Exercise: Draft a one-sentence “AI purpose filter” (e.g., “We implement AI only when it deepens customer trust or improves outcomes”). Then evaluate all current AI initiatives through this lens and realign as needed.
6. Develop Enhanced Emotional Intelligence
Shift: From performance oversight to emotional stewardship
The AI transition is deeply human—and often unsettling. People worry about their relevance, identity, and future. Leaders must acknowledge this emotional landscape and create psychological safety.
Leading AI-augmented teams requires greater empathy, openness, and emotional clarity. Teams need help not just with tools, but with meaning.

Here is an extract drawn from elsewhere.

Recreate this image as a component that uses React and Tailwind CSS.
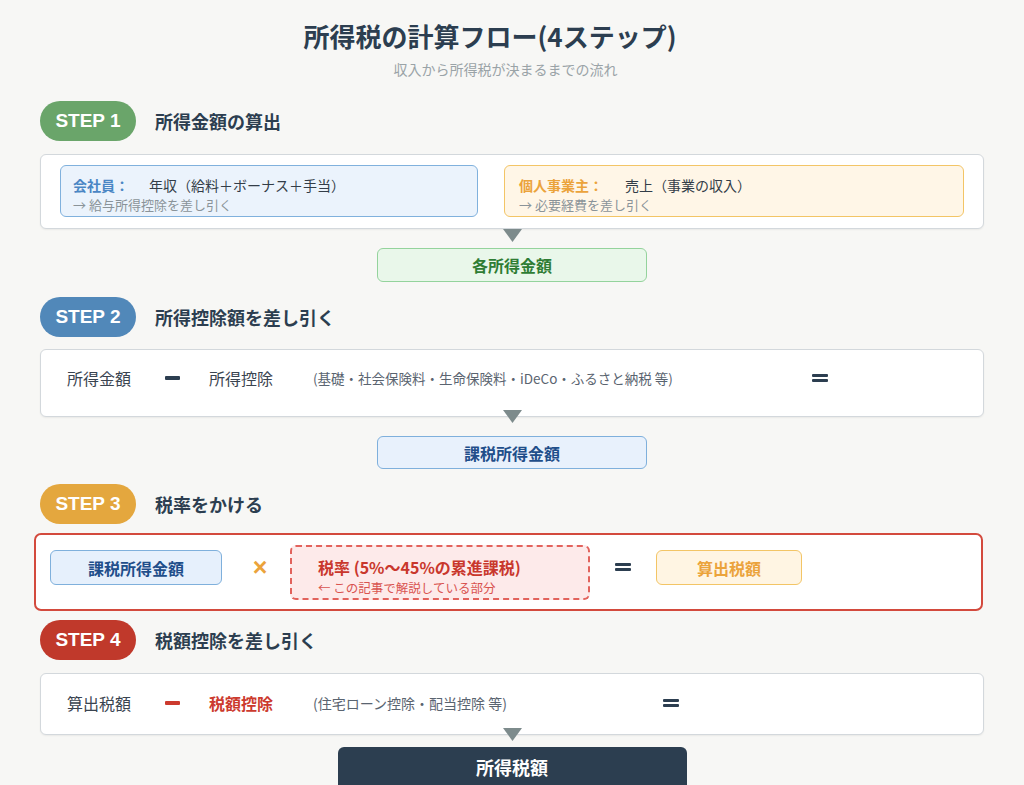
import React from "react";

function Arrow({ className }) {
  return (
    <div className={"flex justify-center relative z-10 " + className}>
      <svg width="19" height="13" viewBox="0 0 19 13">
        <path d="M0 0H19L9.5 13Z" fill="#7d8b8c" />
      </svg>
    </div>
  );
}

function StepHeader({ n, title, pill, className }) {
  return (
    <div className={"flex items-center pl-[40px] " + className}>
      <div
        className={
          "w-[96px] h-[40px] rounded-full flex items-center justify-center text-white text-[19px] font-bold font-['Liberation_Sans',Arial,sans-serif] " +
          pill
        }
      >
        STEP {n}
      </div>
      <div className="ml-[19px] text-[18px] leading-[26px] font-bold text-[#2c3e50]">{title}</div>
    </div>
  );
}

function Equals() {
  return (
    <div className="flex flex-col gap-[2px] w-[16px]">
      <div className="h-[3px] bg-[#2c3e50] rounded-[1px]" />
      <div className="h-[3px] bg-[#2c3e50] rounded-[1px]" />
    </div>
  );
}

export default function App() {
  return (
    <div className="w-[1024px] h-[785px] overflow-hidden bg-[#f7f7f5] text-[#2c3e50] font-['Noto_Sans_CJK_JP','Noto_Sans',sans-serif]">
      <div className="pt-[19px] flex flex-col items-center">
        <h1 className="mr-[44px] text-[26px] leading-[34px] font-bold text-[#2c3e50]">
          所得税の計算フロー(4ステップ)
        </h1>
        <p className="mt-[6px] mr-[13px] text-[14px] leading-[20px] text-[#9aa3a7]">
          収入から所得税が決まるまでの流れ
        </p>
      </div>

      {/* STEP 1 */}
      <StepHeader n="1" title="所得金額の算出" pill="bg-[#6aa56a]" className="mt-[22px]" />
      <div className="mt-[13px] mx-[40px] h-[75px] rounded-[6px] border border-[#d3d8dc] bg-white shadow-[0_1px_2px_rgba(0,0,0,0.06)] flex gap-[26px] px-[19px] pt-[10px]">
        <div className="w-[418px] h-[52px] rounded-[6px] border border-[#80b1dd] bg-[#ebf3fc] pl-[12px] pt-[9px]">
          <div className="flex items-center text-[14px] leading-[20px]">
            <span className="w-[76px] font-bold text-[#4a86c4]">会社員：</span>
            <span className="text-[#333d48]">年収（給料＋ボーナス＋手当）</span>
          </div>
          <div className="mt-[2px] text-[13px] leading-[16px] text-[#8a9399]">→ 給与所得控除を差し引く</div>
        </div>
        <div className="flex-1 h-[52px] rounded-[6px] border border-[#f3c566] bg-[#fff6e7] pl-[14px] pt-[9px]">
          <div className="flex items-center text-[14px] leading-[20px]">
            <span className="w-[106px] font-bold text-[#eba33b]">個人事業主：</span>
            <span className="text-[#333d48]">売上（事業の収入）</span>
          </div>
          <div className="mt-[2px] text-[13px] leading-[16px] text-[#8a9399]">→ 必要経費を差し引く</div>
        </div>
      </div>
      <Arrow className="" />
      <div className="mt-[6px] mx-auto w-[270px] h-[34px] rounded-[6px] border border-[#94d39c] bg-[#e9f7ea] flex items-center justify-center text-[16px] font-bold text-[#2f7d34]">
        各所得金額
      </div>

      {/* STEP 2 */}
      <StepHeader n="2" title="所得控除額を差し引く" pill="bg-[#5188b9]" className="mt-[15px]" />
      <div className="mt-[12px] mx-[40px] h-[68px] rounded-[6px] border border-[#d3d8dc] bg-white shadow-[0_1px_2px_rgba(0,0,0,0.06)] pl-[26px] pt-[17px]">
        <div className="flex items-center h-[22px]">
          <span className="w-[96px] text-[16px] leading-[22px] text-[#3a4450]">所得金額</span>
          <span className="w-[46px] flex">
            <span className="ml-[2px] w-[15px] h-[4px] bg-[#2c3e50] rounded-[1px]" />
          </span>
          <span className="w-[104px] text-[16px] leading-[22px] text-[#3a4450]">所得控除</span>
          <span className="w-[499px] text-[13.5px] leading-[22px] text-[#5a6470]">
            (基礎・社会保険料・生命保険料・iDeCo・ふるさと納税 等)
          </span>
          <Equals />
        </div>
      </div>
      <Arrow className="-mt-[7px]" />
      <div className="mt-[13px] mx-auto w-[270px] h-[33px] rounded-[6px] border border-[#7fb0dc] bg-[#e8f1fc] flex items-center justify-center text-[16px] font-bold text-[#1f4e8a]">
        課税所得金額
      </div>

      {/* STEP 3 */}
      <StepHeader n="3" title="税率をかける" pill="bg-[#e4a73e]" className="mt-[15px]" />
      <div className="mt-[9px] ml-[34px] mr-[41px] h-[78px] rounded-[7px] border-2 border-[#d34a3d] bg-white flex items-start pl-[14px] pt-[10px]">
        <div className="mt-[5px] w-[172px] h-[35px] rounded-[6px] border border-[#7fb0dc] bg-[#e6f0fc] flex items-center justify-center text-[16px] font-bold text-[#1f4e8a]">
          課税所得金額
        </div>
        <div className="w-[68px] h-[45px] flex items-center justify-center pl-[8px] text-[25px] leading-[25px] font-bold text-[#eba33b] font-['Liberation_Sans',Arial,sans-serif]">
          ×
        </div>
        <div className="w-[300px] h-[55px] rounded-[6px] border-2 border-dashed border-[#e2625c] bg-[#fdeaea] pl-[26px] pt-[9px]">
          <div className="text-[16px] leading-[22px] font-bold text-[#c9372c]">税率 (5%〜45%の累進課税)</div>
          <div className="mt-[2px] text-[12.5px] leading-[16px] text-[#d9534f]">← この記事で解説している部分</div>
        </div>
        <div className="w-[66px] h-[43px] flex items-center justify-center">
          <Equals />
        </div>
        <div className="mt-[5px] w-[146px] h-[35px] rounded-[6px] border border-[#f3c566] bg-[#fff5e3] flex items-center justify-center text-[16px] font-bold text-[#eba33b]">
          算出税額
        </div>
      </div>

      {/* STEP 4 */}
      <StepHeader n="4" title="税額控除を差し引く" pill="bg-[#c0392b]" className="mt-[9px]" />
      <div className="mt-[13px] mx-[40px] h-[62px] rounded-[6px] border border-[#d3d8dc] bg-white shadow-[0_1px_2px_rgba(0,0,0,0.06)] pl-[26px] pt-[18px]">
        <div className="flex items-center h-[22px]">
          <span className="w-[96px] text-[16px] leading-[22px] text-[#3a4450]">算出税額</span>
          <span className="w-[46px] flex">
            <span className="ml-[2px] w-[15px] h-[4px] bg-[#cc3a2e] rounded-[1px]" />
          </span>
          <span className="w-[104px] text-[16px] leading-[22px] font-bold text-[#cc3a2e]">税額控除</span>
          <span className="w-[350px] text-[14px] leading-[22px] text-[#5a6470]">
            (住宅ローン控除・配当控除 等)
          </span>
          <Equals />
        </div>
      </div>
      <Arrow className="-mt-[7px]" />
      <div className="mt-[6px] mx-auto w-[349px] h-[44px] rounded-[6px] bg-[#2c3e50] flex justify-center pt-[8px]">
        <span className="text-[18px] leading-[24px] font-bold text-white">所得税額</span>
      </div>
    </div>
  );
}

Exercise: Host “AI concern circles” where each person shares one fear and one hope about AI in their work. Listen without judgment. Follow up with individuals who express high anxiety and help them envision new roles for their unique human strengths.
7. Transform Into a Moral Agent
Shift: From operational decision-maker to ethical guide
AI raises urgent questions about bias, surveillance, accountability, and human dignity. These questions cannot be outsourced or automated. They are leadership responsibilities.
Studying AI ethics is important—but ethical leadership begins with cultivating your own moral compass. Leaders must be willing to pause, challenge assumptions, and prioritize long-term human impact over short-term gains.
Exercise: Run an “ethical pre-mortem” for your next AI project. Imagine it has failed ethically one year from now. What went wrong? Who was harmed? Use this scenario to build safeguards and accountability from the outset.
The Future of Leadership Is Human + Machine
The integration of AI across the workforce will not make human leadership obsolete—but it will reshape the role of leader from the ground up. In this new era, the most successful leaders will be those who evolve from directive to facilitative, from efficient to intentional, from reactive to reflective.
Leading AI-augmented teams requires more than technical adaptation. It demands a deeper humanity—one that blends curiosity, ethics, emotional intelligence, and purpose.
If done right, the result won’t be less human leadership—it will be more.